-- START OF Data extract --
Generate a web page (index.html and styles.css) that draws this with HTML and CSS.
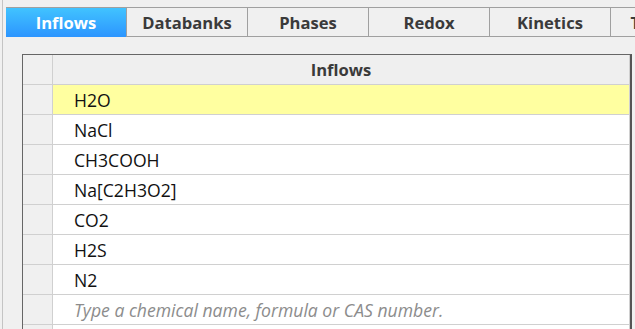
FILE: index.html
```html
<!DOCTYPE html>
<html>
<head>
<meta charset="utf-8">
<link rel="stylesheet" href="styles.css">
</head>
<body>
<div class="frame">
  <div class="tabs">
    <div class="tab active">Inflows</div>
    <div class="tab">Databanks</div>
    <div class="tab">Phases</div>
    <div class="tab">Redox</div>
    <div class="tab">Kinetics</div>
    <div class="tab">Titrations</div>
  </div>
  <div class="content">
    <div class="grid">
      <div class="row head"><div class="rh"></div><div class="cell">Inflows</div></div>
      <div class="row sel"><div class="rh"></div><div class="cell">H2O</div></div>
      <div class="row"><div class="rh"></div><div class="cell">NaCl</div></div>
      <div class="row"><div class="rh"></div><div class="cell">CH3COOH</div></div>
      <div class="row"><div class="rh"></div><div class="cell">Na[C2H3O2]</div></div>
      <div class="row"><div class="rh"></div><div class="cell">CO2</div></div>
      <div class="row"><div class="rh"></div><div class="cell">H2S</div></div>
      <div class="row"><div class="rh"></div><div class="cell">N2</div></div>
      <div class="row"><div class="rh"></div><div class="cell placeholder">Type a chemical name, formula or CAS number.</div></div>
      <div class="row"><div class="rh"></div><div class="cell"></div></div>
    </div>
  </div>
</div>
</body>
</html>
```
FILE: styles.css
```css
html, body {
  margin: 0;
  padding: 0;
  background: #f0f0f0;
  overflow: hidden;
  width: 635px;
  height: 329px;
}
body {
  font-family: "Open Sans", "Noto Sans", sans-serif;
}
.frame {
  margin-left: 2px;
  border-left: 1px solid #c4c4c4;
  height: 329px;
  padding-left: 3px;
  overflow: hidden;
}
.tabs {
  display: flex;
  margin-top: 7px;
  border-top: 1px solid #a0a0a0;
  height: 29px;
  white-space: nowrap;
}
.tab {
  flex: 0 0 120px;
  height: 28px;
  border-right: 1px solid #a0a0a0;
  border-bottom: 1px solid #a0a0a0;
  display: flex;
  align-items: center;
  justify-content: center;
  font-weight: bold;
  font-size: 16.6px;
  color: #3a3a3a;
  background: #f0f0f0;
}
.tab.active {
  height: 29px;
  border-bottom: none;
  background: linear-gradient(#41c3ff, #2c95ff);
  color: #ffffff;
}
.content {
  padding: 17px 0 0 16px;
}
.grid {
  width: 607px;
  border-left: 1px solid #666;
  border-top: 1px solid #666;
  border-right: 2px solid #555;
}
.row {
  display: flex;
  height: 29px;
  border-bottom: 1px solid #d0d0d0;
  background: #ffffff;
}
.rh {
  flex: 0 0 29px;
  border-right: 1px solid #d0d0d0;
  background: #f0f0f0;
}
.cell {
  flex: 1;
  border-right: 1px solid #d0d0d0;
  padding-left: 21px;
  display: flex;
  align-items: center;
  font-size: 17.6px;
  color: #111;
}
.row.head .cell {
  background: #efefef;
  justify-content: center;
  padding-left: 0;
  font-weight: bold;
  font-size: 16.6px;
  color: #3a3a3a;
}
.row.sel .cell {
  background: #ffffa0;
}
.cell.placeholder {
  font-style: italic;
  color: #8c8c8c;
}
```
-- END OF Data extract --
Using the material above, return every line exactly as it appears, minus the pictures.

● Output of the task:
Generate a web page (index.html and styles.css) that draws this with HTML and CSS.
FILE: index.html
```html
<!DOCTYPE html>
<html>
<head>
<meta charset="utf-8">
<link rel="stylesheet" href="styles.css">
</head>
<body>
<div class="frame">
  <div class="tabs">
    <div class="tab active">Inflows</div>
    <div class="tab">Databanks</div>
    <div class="tab">Phases</div>
    <div class="tab">Redox</div>
    <div class="tab">Kinetics</div>
    <div class="tab">Titrations</div>
  </div>
  <div class="content">
    <div class="grid">
      <div class="row head"><div class="rh"></div><div class="cell">Inflows</div></div>
      <div class="row sel"><div class="rh"></div><div class="cell">H2O</div></div>
      <div class="row"><div class="rh"></div><div class="cell">NaCl</div></div>
      <div class="row"><div class="rh"></div><div class="cell">CH3COOH</div></div>
      <div class="row"><div class="rh"></div><div class="cell">Na[C2H3O2]</div></div>
      <div class="row"><div class="rh"></div><div class="cell">CO2</div></div>
      <div class="row"><div class="rh"></div><div class="cell">H2S</div></div>
      <div class="row"><div class="rh"></div><div class="cell">N2</div></div>
      <div class="row"><div class="rh"></div><div class="cell placeholder">Type a chemical name, formula or CAS number.</div></div>
      <div class="row"><div class="rh"></div><div class="cell"></div></div>
    </div>
  </div>
</div>
</body>
</html>
```
FILE: styles.css
```css
html, body {
  margin: 0;
  padding: 0;
  background: #f0f0f0;
  overflow: hidden;
  width: 635px;
  height: 329px;
}
body {
  font-family: "Open Sans", "Noto Sans", sans-serif;
}
.frame {
  margin-left: 2px;
  border-left: 1px solid #c4c4c4;
  height: 329px;
  padding-left: 3px;
  overflow: hidden;
}
.tabs {
  display: flex;
  margin-top: 7px;
  border-top: 1px solid #a0a0a0;
  height: 29px;
  white-space: nowrap;
}
.tab {
  flex: 0 0 120px;
  height: 28px;
  border-right: 1px solid #a0a0a0;
  border-bottom: 1px solid #a0a0a0;
  display: flex;
  align-items: center;
  justify-content: center;
  font-weight: bold;
  font-size: 16.6px;
  color: #3a3a3a;
  background: #f0f0f0;
}
.tab.active {
  height: 29px;
  border-bottom: none;
  background: linear-gradient(#41c3ff, #2c95ff);
  color: #ffffff;
}
.content {
  padding: 17px 0 0 16px;
}
.grid {
  width: 607px;
  border-left: 1px solid #666;
  border-top: 1px solid #666;
  border-right: 2px solid #555;
}
.row {
  display: flex;
  height: 29px;
  border-bottom: 1px solid #d0d0d0;
  background: #ffffff;
}
.rh {
  flex: 0 0 29px;
  border-right: 1px solid #d0d0d0;
  background: #f0f0f0;
}
.cell {
  flex: 1;
  border-right: 1px solid #d0d0d0;
  padding-left: 21px;
  display: flex;
  align-items: center;
  font-size: 17.6px;
  color: #111;
}
.row.head .cell {
  background: #efefef;
  justify-content: center;
  padding-left: 0;
  font-weight: bold;
  font-size: 16.6px;
  color: #3a3a3a;
}
.row.sel .cell {
  background: #ffffa0;
}
.cell.placeholder {
  font-style: italic;
  color: #8c8c8c;
}
```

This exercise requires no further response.